Kant and Special Relativity
Interestingly, we can find a parallel to Kant's Second Analogy in a twentieth-century theory: that
of Albert Einstein's and Herman Minkowski's special relativity (SR). A discussion of the origins and results of
SR is outside the scope of this paper; we restrict ourselves to discussing light cones and simultaneity.
The fundamental object in SR is an event---simply a spacetime coordinate. Each event has a light cone, a
double cone centred at that event. The forward half (the future-cone) contains the set of points
reachable by a light flash at that event. The other half (the past-cone) consists of those points from which
a light flash could reach the event in question. Because the speed of light provides an upper bound on the
transfer of information, an event A can causally influence event B only if B lies within A's
future-cone (or A lies within B's past-cone---the two conditions are equivalent).

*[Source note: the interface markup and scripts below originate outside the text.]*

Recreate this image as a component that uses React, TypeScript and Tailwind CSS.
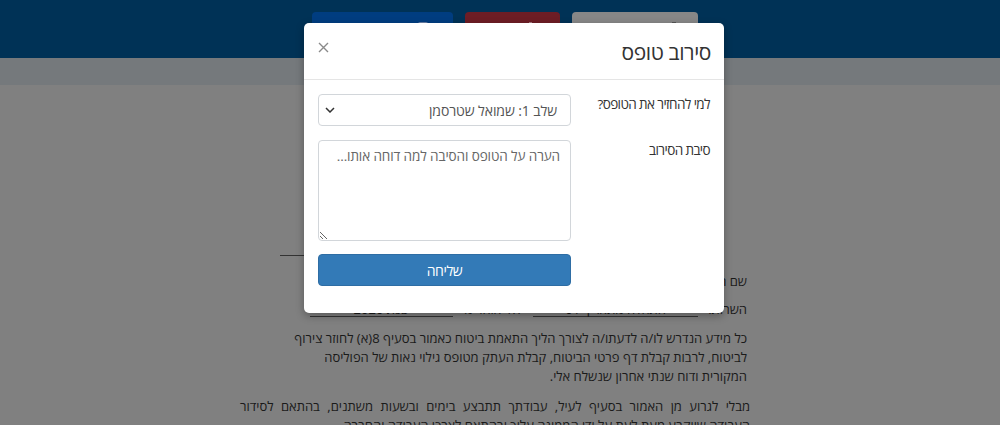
import React from "react";

export default function App() {
  const font = { fontFamily: '"Open Sans", "Liberation Sans", "DejaVu Sans", sans-serif' };
  return (
    <div className="relative w-[1000px] h-[425px] overflow-hidden bg-[#808080]" style={font}>
      {/* top bar */}
      <div className="h-[58px] bg-[#003256] flex items-start pt-[12px] pl-[312px] gap-[12px]">
        <div className="w-[141px] h-[36px] rounded-[4px] bg-[#003d80] flex justify-end pr-[25px] pt-[10px]">
          <span className="w-[10px] h-[12px] rounded-[2px] bg-[#6a7fa6]" />
        </div>
        <div className="w-[95px] h-[36px] rounded-[4px] bg-[#6d1d25] flex justify-end pr-[28px] pt-[10px]">
          <span className="w-[3px] h-[12px] bg-[#a5777c]" />
        </div>
        <div className="w-[126px] h-[36px] rounded-[4px] bg-[#878787] flex justify-end pr-[22px] pt-[10px]">
          <span className="w-[4px] h-[12px] bg-[#555]" />
        </div>
      </div>
      <div className="h-[27px] bg-[#75797c]" />

      {/* background document */}
      <div dir="rtl" className="w-[510px] ml-[240px] mt-[155px] text-[13px] leading-[19px] text-[#1a1a1a]">
        <div dir="ltr" className="h-[16px] pl-[40px] flex items-end">
          <span className="inline-block w-[25px] h-[1px] bg-[#333]" />
        </div>
        <div className="mt-[16px] pr-[3px]">שם המבוטח: ישראל ישראלי</div>
        <div className="mt-[11px] h-[17px] flex items-start pr-[3px] leading-[14px]">
          <span>השרות:</span>
          <span className="w-[165px] h-[15px] border-b border-[#333] mr-[10px] text-center">התחלה מתאריך 01</span>
          <span className="w-[80px] text-center">לא יאוחר מ</span>
          <span className="w-[143px] h-[15px] border-b border-[#333] text-center">שנת 2020</span>
        </div>
        <p className="mt-[10px] pr-[3px] whitespace-nowrap">
          כל מידע הנדרש לו/ה לדעתו/ה לצורך הליך התאמת ביטוח כאמור בסעיף 8(א) לחוזר צירוף
          <br />
          לביטוח, לרבות קבלת דף פרטי הביטוח, קבלת העתק מטופס גילוי נאות של הפוליסה
          <br />
          המקורית ודוח שנתי אחרון שנשלח אלי.
        </p>
        <p className="mt-[11px] text-justify [text-align-last:justify]">
          מבלי לגרוע מן האמור בסעיף לעיל, עבודתך תתבצע בימים ובשעות משתנים, בהתאם לסידור
        </p>
        <p className="text-justify">
          העבודה שייקבע מעת לעת על ידי הממונה עליך ובהתאם לצרכי העבודה והחברה.
        </p>
      </div>

      {/* modal */}
      <div dir="rtl" className="absolute left-[304px] top-[23px] w-[420px] h-[290px] bg-white rounded-[5px] shadow-[0_3px_9px_rgba(0,0,0,0.3)]">
        <div className="h-[57px] border-b border-[#e5e5e5] flex items-center justify-between px-[13px]">
          <h4 className="text-[21px] leading-[30px] tracking-[-0.4px] text-[#333] mt-[1px]">סירוב טופס</h4>
          <svg width="11" height="11" viewBox="0 0 11 11" className="ml-[1px] mb-[8px]">
            <path d="M1 1L10 10M10 1L1 10" stroke="#8a8a8a" strokeWidth="1.4" />
          </svg>
        </div>
        <div className="px-[14px] pt-[14px]">
          <div className="flex">
            <label className="flex-1 text-[13.5px] leading-[18px] tracking-[-0.6px] text-[#333] pt-[1px]">למי להחזיר את הטופס?</label>
            <div className="w-[253px] h-[32px] border border-[#d2d6da] rounded-[4px] flex items-center justify-between pr-[13px] pl-[6px]">
              <span className="text-[14px] tracking-[-0.1px] text-[#555]">שלב 1: שמואל שטרסמן</span>
              <svg width="10" height="6" viewBox="0 0 10 6">
                <path d="M1 1L5 5L9 1" fill="none" stroke="#333" strokeWidth="1.5" />
              </svg>
            </div>
          </div>
          <div className="flex mt-[14px]">
            <label className="flex-1 text-[13.5px] leading-[18px] tracking-[-0.6px] text-[#333] pt-[1px]">סיבת הסירוב</label>
            <textarea
              dir="rtl"
              className="w-[253px] h-[101px] border border-[#d2d6da] rounded-[4px] px-[10px] py-[5px] text-[13.5px] leading-[20px] tracking-[-0.1px] text-[#555] placeholder:text-[#666] outline-none resize-y"
              placeholder="הערה על הטופס והסיבה למה דוחה אותו..."
              style={font}
            />
          </div>
          <div className="flex justify-end mt-[13px]">
            <button className="w-[253px] h-[32px] rounded-[4px] bg-[#337ab7] border border-[#2e6da4] text-white text-[14px] tracking-[-0.4px]" style={font}>
              שליחה
            </button>
          </div>
        </div>
      </div>
    </div>
  );
}
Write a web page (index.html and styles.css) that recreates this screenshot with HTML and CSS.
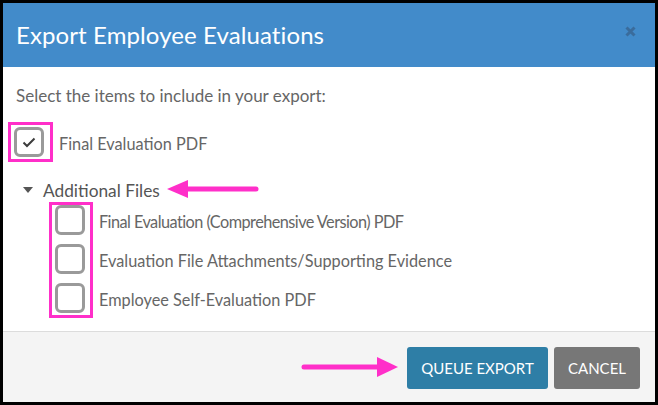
FILE: index.html
```html
<!DOCTYPE html>
<html>
<head>
<meta charset="utf-8">
<link rel="stylesheet" href="styles.css">
</head>
<body>
<div class="modal">
  <div class="header">
    <div class="title">Export Employee Evaluations</div>
    <svg class="close" width="11" height="11" viewBox="0 0 11 11"><path d="M1.5 1.5 L9.5 9.5 M9.5 1.5 L1.5 9.5" stroke="#3a6c9c" stroke-width="3" stroke-linecap="butt"/></svg>
  </div>
  <div class="body">
    <div class="intro">Select the items to include in your export:</div>
    <div class="row first">
      <span class="cb checked"><svg width="14" height="11" viewBox="0 0 14 11"><path d="M1.5 5.5 L5 9 L12.5 1.5" fill="none" stroke="#3c3c3c" stroke-width="2"/></svg></span>
      <span class="label">Final Evaluation PDF</span>
    </div>
    <div class="group">
      <span class="caret"></span>
      <span class="group-label">Additional Files</span>
    </div>
    <div class="sublist">
      <div class="row"><span class="cb"></span><span class="label tight">Final Evaluation (Comprehensive Version) PDF</span></div>
      <div class="row"><span class="cb"></span><span class="label">Evaluation File Attachments/Supporting Evidence</span></div>
      <div class="row"><span class="cb"></span><span class="label">Employee Self-Evaluation PDF</span></div>
    </div>
  </div>
  <div class="footer">
    <button class="btn primary">QUEUE EXPORT</button>
    <button class="btn secondary">CANCEL</button>
  </div>
</div>
<svg class="annot" width="658" height="405" viewBox="0 0 658 405">
  <rect x="9.5" y="123.5" width="42" height="37" fill="none" stroke="#ff2fc9" stroke-width="3"/>
  <rect x="50.5" y="203.5" width="41" height="113" fill="none" stroke="#ff2fc9" stroke-width="3"/>
  <line x1="182" y1="189" x2="256" y2="189" stroke="#ff2fc9" stroke-width="5" stroke-linecap="round"/>
  <polygon points="167,189 188,180 188,198" fill="#ff2fc9"/>
  <line x1="304" y1="367" x2="380" y2="367" stroke="#ff2fc9" stroke-width="5" stroke-linecap="round"/>
  <polygon points="398,367 377,357 377,377" fill="#ff2fc9"/>
</svg>
</body>
</html>
```
FILE: styles.css
```css
html, body {
  margin: 0;
  padding: 0;
  background: #000;
  width: 658px;
  height: 405px;
  overflow: hidden;
  font-family: Lato, "Open Sans", sans-serif;
}
.modal {
  margin: 3px;
  width: 652px;
  height: 399px;
  background: #fff;
  display: flex;
  flex-direction: column;
}
.header {
  height: 64px;
  background: #428bca;
  display: flex;
  align-items: center;
  justify-content: space-between;
  padding: 0 19px 0 13px;
  flex: none;
}
.title {
  color: #fff;
  font-size: 24px;
  letter-spacing: 0.1px;
  margin-top: -2px;
}
.close {
  margin-top: -8px;
}
.body {
  flex: 1;
  padding: 19px 0 0 13px;
  color: #666;
  font-size: 17px;
}
.intro {
  line-height: 20px;
  height: 20px;
}
.row {
  display: flex;
  align-items: center;
  height: 30px;
}
.row.first {
  margin-top: 21px;
  margin-left: -2px;
}
.cb {
  width: 24px;
  height: 24px;
  border: 3px solid #9a9a9a;
  border-radius: 6px;
  flex: none;
  display: flex;
  align-items: center;
  justify-content: center;
  background: #fff;
}
.label {
  margin-left: 14px;
  color: #666;
  font-size: 16.3px;
  padding-top: 3px;
}
.row.first .label {
  margin-left: 15px;
}
.label.tight {
  letter-spacing: -0.55px;
}
.group {
  margin-top: 23px;
  height: 20px;
  display: flex;
  align-items: center;
  margin-left: 7px;
}
.caret {
  width: 0;
  height: 0;
  border-left: 5px solid transparent;
  border-right: 5px solid transparent;
  border-top: 6px solid #555;
  margin-right: 10px;
}
.group-label {
  color: #555;
  font-size: 17.3px;
}
.sublist {
  margin-top: 5px;
  margin-left: 39px;
  display: flex;
  flex-direction: column;
  gap: 9px;
}
.footer {
  height: 70px;
  flex: none;
  background: #f4f4f4;
  border-top: 1px solid #dcdcdc;
  display: flex;
  justify-content: flex-end;
  align-items: center;
  gap: 6px;
  padding-right: 15px;
}
.btn {
  height: 42px;
  border: none;
  border-radius: 3px;
  color: #fff;
  font-family: Lato, sans-serif;
  font-size: 15px;
  padding: 0;
  margin-top: 2px;
}
.primary {
  width: 141px;
  background: #2e7ea6;
}
.secondary {
  width: 86px;
  background: #777;
}
.annot {
  position: absolute;
  left: 0;
  top: 0;
  pointer-events: none;
}
```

Also important to the Kant--SR connection is relativistic simultaneity.
According to SR, there is no such thing as absolute simultaneity; rather, each event has a ``plane of
simultaneity'' in spacetime: a set of events which an observer at that event would measure as simultaneous with
him- or herself. Any event occurring above that plane will be measured by the observer as in the future; any
event occurring below the plane will be measured to be in the past. The angle of the plane becomes steeper as the
speed of the observer increases; at the speed of light, the plane would be tangent to the light cone. Thus,
by changing one's velocity, one alters the apparent order of events from one's perspective.

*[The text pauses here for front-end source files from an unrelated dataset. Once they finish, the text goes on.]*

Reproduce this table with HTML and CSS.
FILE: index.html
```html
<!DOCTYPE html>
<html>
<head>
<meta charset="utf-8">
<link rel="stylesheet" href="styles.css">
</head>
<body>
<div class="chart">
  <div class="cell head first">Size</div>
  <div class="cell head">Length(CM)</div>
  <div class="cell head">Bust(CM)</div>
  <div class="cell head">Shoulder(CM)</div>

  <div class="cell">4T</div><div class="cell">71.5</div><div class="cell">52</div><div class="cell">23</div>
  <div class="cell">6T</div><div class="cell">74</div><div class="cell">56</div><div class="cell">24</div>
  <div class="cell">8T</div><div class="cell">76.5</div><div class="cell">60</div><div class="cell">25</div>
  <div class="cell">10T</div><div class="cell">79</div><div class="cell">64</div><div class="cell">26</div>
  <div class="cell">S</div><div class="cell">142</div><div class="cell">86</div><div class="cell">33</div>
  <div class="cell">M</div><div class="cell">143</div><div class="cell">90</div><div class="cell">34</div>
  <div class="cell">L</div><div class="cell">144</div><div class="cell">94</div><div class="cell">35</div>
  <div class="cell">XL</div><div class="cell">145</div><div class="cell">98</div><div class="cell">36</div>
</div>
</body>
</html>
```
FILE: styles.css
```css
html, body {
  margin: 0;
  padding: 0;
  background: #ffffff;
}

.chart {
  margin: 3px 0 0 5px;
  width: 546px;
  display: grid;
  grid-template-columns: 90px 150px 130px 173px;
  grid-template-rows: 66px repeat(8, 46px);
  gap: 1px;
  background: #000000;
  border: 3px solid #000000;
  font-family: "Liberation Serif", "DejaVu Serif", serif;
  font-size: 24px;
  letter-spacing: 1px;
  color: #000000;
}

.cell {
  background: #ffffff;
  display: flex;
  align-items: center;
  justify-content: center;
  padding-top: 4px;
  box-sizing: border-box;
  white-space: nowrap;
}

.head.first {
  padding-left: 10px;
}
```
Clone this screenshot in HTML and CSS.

Let A and B be events. It can be demonstrated that:
- If A lies within B's future-cone (i.e., B lies within A's past-cone), an observer will necessarily
measure A as occurring after B.
- If A lies within B's past-cone (i.e., B lies within A's future-cone), an observer will necessarily measure A
as occurring before B.
- If A does not lie within B's light-cone, there exists frames of reference (observers) in
which A follows B, and others in which B follows A.

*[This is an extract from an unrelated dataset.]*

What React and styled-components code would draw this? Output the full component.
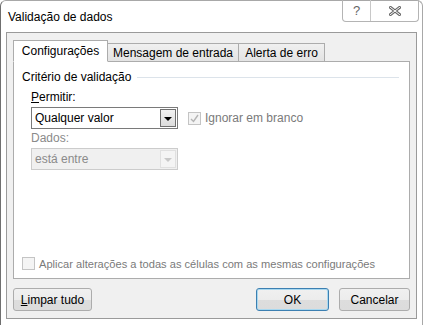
import React from 'react'
import styled, { createGlobalStyle } from 'styled-components'

const Global = createGlobalStyle`
  html, body {
    margin: 0;
    padding: 0;
    background: #ffffff;
  }
  body {
    font-family: 'Liberation Sans', Arial, sans-serif;
    font-size: 12px;
    color: #000;
  }
`

const Frame = styled.div`
  width: 423px;
  height: 325px;
  box-sizing: border-box;
  background: #ffffff;
  border-left: 1px solid #6f6f6f;
  border-right: 1px solid #a8a8a8;
  border-top: 1px solid #a8a8a8;
  border-top-right-radius: 6px;
  border-top-left-radius: 6px;
  display: flex;
  flex-direction: column;
  padding: 0 5px 6px 5px;
`

const TitleBar = styled.div`
  height: 31px;
  display: flex;
  align-items: flex-start;
  justify-content: space-between;
`

const Title = styled.div`
  padding: 9px 0 0 2px;
  font-size: 12px;
  color: #000;
`

const Caption = styled.div`
  display: flex;
  margin-right: -2px;
  margin-top: -1px;
  height: 21px;
  border: 1px solid #b4b4b4;
  border-top: none;
  border-radius: 0 0 4px 4px;
`

const CaptionButton = styled.div`
  width: ${(p) => p.w}px;
  display: flex;
  align-items: center;
  justify-content: center;
  color: #666;
  font-size: 13px;
  border-left: ${(p) => (p.first ? 'none' : '1px solid #c8c8c8')};
`

const Client = styled.div`
  flex: 1;
  background: #f0f0f0;
  border: 1px solid #9a9a9a;
  padding: 7px 6px 7px 6px;
  display: flex;
  flex-direction: column;
`

const TabStrip = styled.div`
  display: flex;
  align-items: flex-end;
  height: 21px;
  position: relative;
  z-index: 1;
`

const Tab = styled.div`
  box-sizing: border-box;
  height: ${(p) => (p.active ? 22 : 18)}px;
  padding: 0 ${(p) => (p.active ? 8 : 7)}px;
  display: flex;
  align-items: center;
  justify-content: center;
  width: ${(p) => p.w}px;
  border: 1px solid #acacac;
  border-bottom: ${(p) => (p.active ? '1px solid #fff' : 'none')};
  margin-left: ${(p) => (p.first ? 0 : -1)}px;
  margin-bottom: ${(p) => (p.active ? -1 : 0)}px;
  background: ${(p) =>
    p.active ? '#ffffff' : 'linear-gradient(#f0f0f0, #e3e3e3)'};
  padding-top: ${(p) => (p.active ? 0 : 1)}px;
  white-space: nowrap;
`

const Panel = styled.div`
  flex: 1;
  background: #ffffff;
  border: 1px solid #acacac;
  padding: 7px 8px 8px 8px;
  display: flex;
  flex-direction: column;
`

const GroupTitle = styled.div`
  display: flex;
  align-items: center;
  gap: 6px;
  height: 16px;
  &::after {
    content: '';
    flex: 1;
    height: 1px;
    background: #dce3ea;
    margin-right: 2px;
  }
`

const Fields = styled.div`
  padding: 5px 0 0 9px;
  display: flex;
  flex-direction: column;
`

const FieldLabel = styled.div`
  height: 15px;
  line-height: 15px;
  margin-bottom: 2px;
  color: ${(p) => (p.disabled ? '#8a8a8a' : '#000')};
`

const Row = styled.div`
  display: flex;
  align-items: center;
  gap: 10px;
  margin-bottom: 2px;
`

const Select = styled.div`
  box-sizing: border-box;
  width: 147px;
  height: 22px;
  display: flex;
  align-items: stretch;
  border: 1px solid ${(p) => (p.disabled ? '#cccccc' : '#7a7a7a')};
  background: ${(p) => (p.disabled ? '#f0f0f0' : '#ffffff')};
  color: ${(p) => (p.disabled ? '#8a8a8a' : '#000')};
`

const SelectValue = styled.div`
  flex: 1;
  padding-left: 3px;
  display: flex;
  align-items: center;
`

const Arrow = styled.div`
  width: 16px;
  margin: 1px;
  box-sizing: border-box;
  border: 1px solid ${(p) => (p.disabled ? '#e0e0e0' : '#707070')};
  background: ${(p) =>
    p.disabled ? '#f4f4f4' : 'linear-gradient(#f2f2f2, #dcdcdc)'};
  display: flex;
  align-items: center;
  justify-content: center;
  &::before {
    content: '';
    border-left: 4px solid transparent;
    border-right: 4px solid transparent;
    border-top: 4px solid ${(p) => (p.disabled ? '#c8c8c8' : '#000')};
    margin-top: 1px;
  }
`

const Check = styled.div`
  box-sizing: border-box;
  width: 13px;
  height: 13px;
  flex: none;
  border: 1px solid #c4c4c4;
  background: #f4f4f4;
  display: flex;
  align-items: center;
  justify-content: center;
`

const CheckLabel = styled.label`
  display: flex;
  align-items: center;
  gap: 4px;
  color: #7a7a7a;
  white-space: nowrap;
  font-size: ${(p) => p.size || 12}px;
`

const Spacer = styled.div`
  flex: 1;
`

const Footer = styled.div`
  display: flex;
  align-items: center;
  padding-top: 9px;
`

const Button = styled.div`
  box-sizing: border-box;
  width: ${(p) => p.w}px;
  height: 23px;
  display: flex;
  align-items: center;
  justify-content: center;
  border: 1px solid ${(p) => (p.primary ? '#3c7fb1' : '#acacac')};
  box-shadow: ${(p) => (p.primary ? 'inset 0 0 0 1px #a8d8f0' : 'none')};
  border-radius: 3px;
  background: linear-gradient(#f0f0f0 0%, #ececec 50%, #dddddd 51%, #dcdcdc 100%);
  margin-left: ${(p) => p.ml || 0}px;
`

const CheckMark = () => (
  <svg width="9" height="9" viewBox="0 0 9 9">
    <path d="M1 5 L3.5 7.5 L8 1" fill="none" stroke="#b4b4b4" strokeWidth="1.4" />
  </svg>
)

const CloseGlyph = () => (
  <svg width="12" height="10" viewBox="0 0 12 10">
    <path d="M1.5 1.5 L10.5 8.5 M10.5 1.5 L1.5 8.5" stroke="#6a6a6a" strokeWidth="3" strokeLinecap="square" />
    <path d="M1.5 1.5 L10.5 8.5 M10.5 1.5 L1.5 8.5" stroke="#ffffff" strokeWidth="1" strokeLinecap="square" />
  </svg>
)

export default function App() {
  return (
    <>
      <Global />
      <Frame>
        <TitleBar>
          <Title>Validação de dados</Title>
          <Caption>
            <CaptionButton w={27} first>?</CaptionButton>
            <CaptionButton w={47}><CloseGlyph /></CaptionButton>
          </Caption>
        </TitleBar>
        <Client>
          <TabStrip>
            <Tab active first w={95}>Configurações</Tab>
            <Tab w={132}>Mensagem de entrada</Tab>
            <Tab w={87}>Alerta de erro</Tab>
          </TabStrip>
          <Panel>
            <GroupTitle>Critério de validação</GroupTitle>
            <Fields>
              <FieldLabel><u>P</u>ermitir:</FieldLabel>
              <Row>
                <Select>
                  <SelectValue>Qualquer valor</SelectValue>
                  <Arrow />
                </Select>
                <CheckLabel>
                  <Check><CheckMark /></Check>
                  Ignorar em branco
                </CheckLabel>
              </Row>
              <FieldLabel disabled>Dados:</FieldLabel>
              <Row>
                <Select disabled>
                  <SelectValue>está entre</SelectValue>
                  <Arrow disabled />
                </Select>
              </Row>
            </Fields>
            <Spacer />
            <CheckLabel size={11.1}>
              <Check />
              Aplicar alterações a todas as células com as mesmas configurações
            </CheckLabel>
          </Panel>
          <Footer>
            <Button w={79}><u>L</u>impar tudo</Button>
            <Spacer />
            <Button primary w={73}>OK</Button>
            <Button w={71} ml={10}>Cancelar</Button>
          </Footer>
        </Client>
      </Frame>
    </>
  )
}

Interpreting light cones as domains of causality, we see that there is a necessary, observer-independent order
between A and B only if one of A and B could cause the other. This conclusion is very similar to that reached by
Kant in the Second Analogy: that we can only order events by virtue of causal relationships. The
parallel is not exact, of course: SR speaks of ``possible causality'' while Kant speaks of ``necessary causality''. However, it is interesting to observe Kant's ``Copernican'' philosophy as the first step towards another revolutionary model of the universe over a hundred years later.
Conclusion
The Second Analogy has been set up to do a very difficult task: dispel Hume's scepticism concerning
cause and effect. It is thus not at all surprising that it not succeed in this task. That failure, though, is not
a total one: Kant has provided a persuasive argument for the possibility of a priori
causality, and has thus partially answered Hume's first question. Kant's answer to the
second question, however, is unsatisfactory: the suggestion that science works to find causal relationships that
we, deep down, already know is naïve, if not slightly offensive. On the whole, though, the Second Analogy has
contributed much to metaphysics and science---not only does it provide an alternative to Humean scepticism, but it
lays the groundwork for one of the most important scientific theories of the twentieth century.